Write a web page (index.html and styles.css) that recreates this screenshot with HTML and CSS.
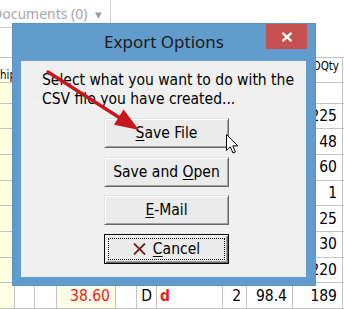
FILE: index.html
```html
<!DOCTYPE html>
<html>
<head>
<meta charset="utf-8">
<link rel="stylesheet" href="styles.css">
</head>
<body>
<div class="app">
  <div class="toolbar">
    <div class="docs"><span class="docs-label">Documents (0)</span><span class="caret">▾</span></div>
  </div>
  <div class="grid">
    <div class="row head">
      <div class="c open"><span class="h2">hip</span></div><div class="c"></div><div class="c"></div><div class="c"></div><div class="c"></div><div class="c"></div><div class="c"></div><div class="c"></div><div class="c"></div><div class="c hr"><span class="h1">POQty</span></div><div class="c end"></div>
    </div>
    <div class="row blank">
      <div class="c y"></div><div class="c"></div><div class="c"></div><div class="c"></div><div class="c"></div><div class="c"></div><div class="c"></div><div class="c"></div><div class="c"></div><div class="c"></div><div class="c end"></div>
    </div>
    <div class="row">
      <div class="c y"></div><div class="c"></div><div class="c"></div><div class="c"></div><div class="c"></div><div class="c"></div><div class="c"></div><div class="c"></div><div class="c"></div><div class="c num">225</div><div class="c end"></div>
    </div>
    <div class="row">
      <div class="c y"></div><div class="c"></div><div class="c"></div><div class="c"></div><div class="c"></div><div class="c"></div><div class="c"></div><div class="c"></div><div class="c"></div><div class="c num">48</div><div class="c end"></div>
    </div>
    <div class="row">
      <div class="c y"></div><div class="c"></div><div class="c"></div><div class="c"></div><div class="c"></div><div class="c"></div><div class="c"></div><div class="c"></div><div class="c"></div><div class="c num">60</div><div class="c end"></div>
    </div>
    <div class="row">
      <div class="c y"></div><div class="c"></div><div class="c"></div><div class="c"></div><div class="c"></div><div class="c"></div><div class="c"></div><div class="c"></div><div class="c"></div><div class="c num">1</div><div class="c end"></div>
    </div>
    <div class="row">
      <div class="c y"></div><div class="c"></div><div class="c"></div><div class="c"></div><div class="c"></div><div class="c"></div><div class="c"></div><div class="c"></div><div class="c"></div><div class="c num">25</div><div class="c end"></div>
    </div>
    <div class="row">
      <div class="c y"></div><div class="c"></div><div class="c"></div><div class="c"></div><div class="c"></div><div class="c"></div><div class="c"></div><div class="c"></div><div class="c"></div><div class="c num">30</div><div class="c end"></div>
    </div>
    <div class="row">
      <div class="c y"></div><div class="c"></div><div class="c"></div><div class="c"></div><div class="c"></div><div class="c"></div><div class="c"></div><div class="c"></div><div class="c"></div><div class="c num">220</div><div class="c end"></div>
    </div>
    <div class="row">
      <div class="c y"></div><div class="c"></div><div class="c"></div><div class="c num red y2">38.60</div><div class="c"></div><div class="c mid">D</div><div class="c red bold">d</div><div class="c num">2</div><div class="c num">98.4</div><div class="c num">189</div><div class="c end"></div>
    </div>
  </div>
</div>

<div class="dialog">
  <div class="titlebar">
    <span></span>
    <span class="title">Export Options</span>
    <button class="close" aria-label="Close"><svg width="12" height="10" viewBox="0 0 12 10"><path d="M1.5 0.8 L10.5 9.2 M10.5 0.8 L1.5 9.2" stroke="#fff" stroke-width="2.3" fill="none"/></svg></button>
  </div>
  <div class="client">
    <p class="msg">Select what you want to do with the<br>CSV file you have created...</p>
    <div class="buttons">
      <button class="btn"><span><u>S</u>ave File</span></button>
      <button class="btn"><span>Save and <u>O</u>pen</span></button>
      <button class="btn"><span><u>E</u>-Mail</span></button>
      <button class="btn default"><span class="focus"><svg class="xicon" width="13" height="12" viewBox="0 0 13 12"><path d="M1 0.5 L12 11.5 M12 0.5 L1 11.5" stroke="#7a1f1f" stroke-width="1.8" fill="none"/></svg><span><u>C</u>ancel</span></span></button>
    </div>
  </div>
</div>

<svg class="arrow" width="344" height="309" viewBox="0 0 344 309">
  <line x1="48" y1="72" x2="120" y2="118" stroke="#c8161e" stroke-width="3.4" stroke-linecap="round"/>
  <polygon points="139,130 114,124.7 123.6,109.5" fill="#c8161e"/>
</svg>

<svg class="cursor" width="14" height="21" viewBox="0 0 14 21">
  <path d="M0.5 0.5 L0.5 16.5 L4.3 12.8 L7 19 L9.4 18 L6.8 11.9 L11.8 11.9 Z" fill="#fff" stroke="#000" stroke-width="1"/>
</svg>
</body>
</html>
```

FILE: styles.css
```css
* { box-sizing: border-box; }
html, body { margin: 0; padding: 0; }
body {
  width: 344px;
  height: 309px;
  overflow: hidden;
  background: #fff;
  font-family: "DejaVu Sans Condensed", "DejaVu Sans", sans-serif;
  font-stretch: condensed;
  font-size: 15.5px;
  color: #000;
  position: relative;
}

.app { width: 344px; height: 309px; display: flex; flex-direction: column; }

.toolbar { height: 62px; }
.docs {
  width: 111px;
  height: 28px;
  border-right: 1px solid #d4d4d4;
  border-bottom: 1px solid #c8c8c8;
  display: flex;
  align-items: center;
  color: #a6a6a6;
  font-family: "Noto Sans", sans-serif;
  font-stretch: normal;
  font-size: 14px;
  white-space: nowrap;
  overflow: hidden;
}
.docs-label { margin-left: -8px; }
.caret { margin-left: 7px; font-size: 13px; color: #9a9a9a; }

.grid { display: flex; flex-direction: column; }
.row {
  display: grid;
  grid-template-columns: 15px 20px 22px 59px 21px 20px 66px 24px 46px 50px 1fr;
  height: 25.7px;
}
.row.head { height: 23px; font-size: 11.5px; }
.row.blank { height: 23.5px; }
.c {
  border-right: 1px solid #c4c4c4;
  border-bottom: 1px solid #c4c4c4;
  overflow: hidden;
  white-space: nowrap;
  display: flex;
  align-items: center;
  padding: 0 3px;
}
.head .c { align-items: flex-start; border-top: 1px solid #c4c4c4; background: #fff; padding: 0; }
.head .c.open { overflow: visible; position: relative; z-index: 1; background: transparent; }
.head .c.hr { justify-content: flex-end; padding-right: 3px; }
.c.end { border-right: none; }
.c.y { background: #ffffe1; }
.c.y2 { background: #fffde6; }
.c.num { justify-content: flex-end; padding-right: 5px; }
.c.mid { justify-content: center; }
.red { color: #f01818; }
.bold { font-weight: bold; }
.h1 { padding-top: 1px; }
.h2 { padding-top: 10px; }

/* dialog overlay */
.dialog {
  position: absolute;
  z-index: 2;
  left: 12px;
  top: 23px;
  width: 304px;
  height: 263px;
  background: #629ccd;
  border: 1px solid #5a92c2;
  display: flex;
  flex-direction: column;
  padding: 0 9px 8px 8px;
}
.titlebar {
  height: 37px;
  display: grid;
  grid-template-columns: 1fr auto 1fr;
  align-items: start;
  margin: 0 -9px 0 -8px;
}
.title {
  font-family: "Noto Sans", sans-serif;
  font-stretch: normal;
  font-size: 17px;
  color: #1b1b1b;
  padding-top: 8px;
  line-height: 20px;
}
.close {
  justify-self: end;
  margin-right: 8px;
  width: 41px;
  height: 25px;
  background: #c75050;
  border: none;
  padding: 0;
  display: flex;
  align-items: center;
  justify-content: center;
}
.client {
  flex: 1;
  background: #f0f0f0;
  display: flex;
  flex-direction: column;
}
.msg {
  margin: 0;
  padding: 10px 0 0 21px;
  line-height: 19px;
  height: 57px;
  color: #000;
}
.buttons {
  display: flex;
  flex-direction: column;
  gap: 8.5px;
  padding-left: 83px;
}
.btn {
  width: 125px;
  height: 30px;
  font: inherit;
  color: #000;
  background: #ebebeb;
  border: 1px solid;
  border-color: #e2e2e2 #696969 #696969 #e2e2e2;
  box-shadow: inset 1px 1px 0 #fff, inset -1px -1px 0 #a0a0a0;
  padding: 0;
  display: flex;
  align-items: center;
  justify-content: center;
  white-space: nowrap;
}
.btn u { text-decoration-thickness: 1px; text-underline-offset: 2px; }
.btn.default {
  border: 1px solid #000;
  box-shadow: inset 1px 1px 0 #fff, inset -1px -1px 0 #696969, inset -2px -2px 0 #a0a0a0;
  padding: 3px;
}
.focus {
  width: 100%;
  height: 100%;
  border: 1px dotted #000;
  display: flex;
  align-items: center;
  justify-content: center;
  gap: 7px;
}
.xicon { display: block; }

.arrow { position: absolute; z-index: 3; left: 0; top: 0; pointer-events: none; }
.cursor { position: absolute; z-index: 4; left: 225.5px; top: 133.5px; }
```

Directions for this task =>
Show every line of the listing in which the string "with" can be found.

In response =>
Write a web page (index.html and styles.css) that recreates this screenshot with HTML and CSS.
    <p class="msg">Select what you want to do with the<br>CSV file you have created...</p>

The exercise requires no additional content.